The Karnataka government's decision to have a tableau depicting 18th century Mysore ruler Tipu Sultan for the Republic Day parade sparked a furore on Twitter, with some equating it with having a tableau of British colonial rulers, while others brought up his destruction of Hindu temples.
Vikram Sampath, Bangalore-based author of Splendors of Mysore: The Untold Story of the Wodeyars, tells Indulekha Aravind that the need of the hour is to stop identifying our historical figures with one community or the other. Edited excerpts:
Why is Tipu Sultan such a divisive figure in Karnataka?
The sharp reactions baffle me. Why should any community identify itself with or appropriate the legacy of a ruler? After all, Tipu was not a religious figure but a politician and hence inevitably had to make compromises.
Tipu has been made divisive by people who want to use his name to milk their ends on either side of the debate, as there are ample examples to suit both arguments.
We need to free our historical figures from these vicious clutches, be it Tipu Sultan, B R Ambedkar or anyone else, and stop identifying a community with each of them.
Offence, if any, by Tipu supporters should be taken when successive state governments have done precious little to save the crumbling ruins of his fort in Srirangapatna, or when his foundries get demolished for something as mundane as converting a railway line to broad-gauge.
'Secularism', 'communalism' and 'nationalism' were unheard of in Tipu's 18th century Mysore'
You've mentioned in speeches and articles that it is unfair to judge Tipu Sultan by modern day standards of secularism. Could you elaborate?
Terms like 'secularism', 'communalism' and 'nationalism' were all unknown and unheard of in the 18th century Mysore of Tipu Sultan, and we are trying to force-fit his actions or inactions to these modern definitions. In his fight against the British did he not align with the French who were no less colonial as was shown in the Carnatic Wars?
This is not to take away from his bravery and the hatred with which he wanted to vanquish the British at all costs.
If Tipu is called 'communal', we have examples of his generous grants to the Shankaracharya of Sringeri, and his renovation of the temple there when it was ravaged by the Marathas who are now ironically the symbols of Hindu nationalism, among others.
In fact, we know the Ulemas were annoyed with him for not doing enough to Islamise Mysore.
Yet, if we call him 'secular' we also have examples of his desecration of numerous temples within and outside Mysore. My hypothesis has been that religion was perhaps not such an important identity marker, but more of a tool for political legitimacy.
So each time one wanted to subjugate another ruler or class of people, breaking these symbols of that religion and thereby the legitimacy became essential.
'History is the lie that is commonly agreed upon'
There are suggestions that Tipu might have been a victim of British Colonial propaganda and a new documentary made for London's Victoria and Albert Museum raises this question.
As Voltaire had said, 'History is the lie that is commonly agreed upon'. Any version of history is an outcome of the power that commissioned it.
While it is most likely that the British have portrayed him as a zealot and a schizophrenic, how am I to assume the total impartiality and objectivity of Tipu's own court historians?

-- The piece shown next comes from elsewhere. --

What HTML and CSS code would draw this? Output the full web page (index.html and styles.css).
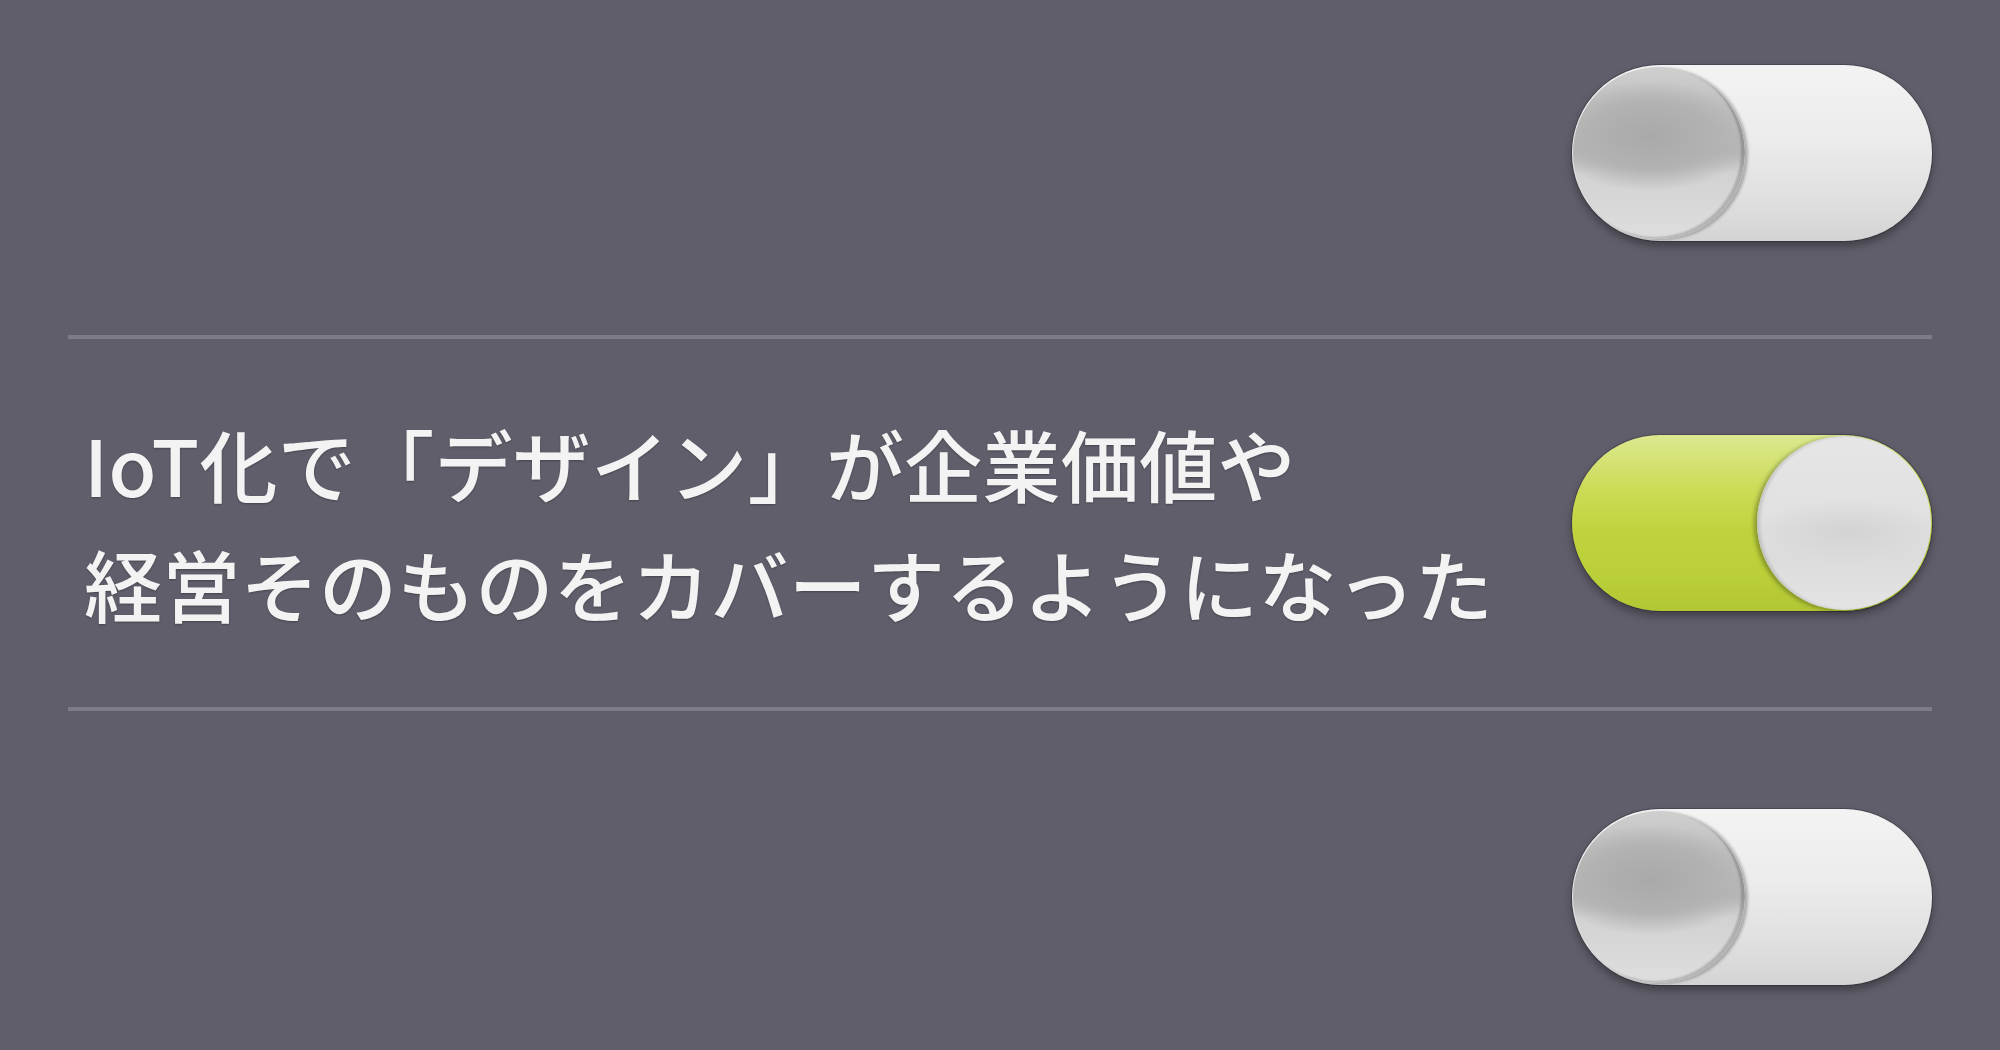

The annals of the Mysore royal family commissioned by the Wodeyars in the early 20th Century, expectedly brand him as a "Lokakantaka" or despot, justifying their alliance with the British to defeat him and thereby doing a great public good in some way.
This is natural and a modern historian needs to assess all these varying versions to come to his or her own objective assessment.
'History is the lie that is commonly agreed upon'
From a broader perspective, do such controversies arise because of our inability to look beyond black and white while reassessing history?
Yes, most certainly. We have no place for any discourse on shades of grey when it comes to historical figures.
But the more dangerous argument I saw on social media was that mentioning all these acts of atrocities would hamper Hindu-Muslim relations in modern India.
Today's Muslim men and women are in no way responsible or accountable to anyone in this country for what Aurangazeb or Tipu Sultan did as conquerors, or even for Partition.
Anyone who does this must be punished with all the might of the modern state. Why should they bear the albatross of these horrible acts of another century? At the same time, when facts stare you in the face do we gloss them over, or worse, invent a false history?
Acknowledgement of the past and some bitter realities of it, a sense of closure is necessary if India has to step into a truly modern and liberal society where history and its assessment is not held captive to modern day exigencies.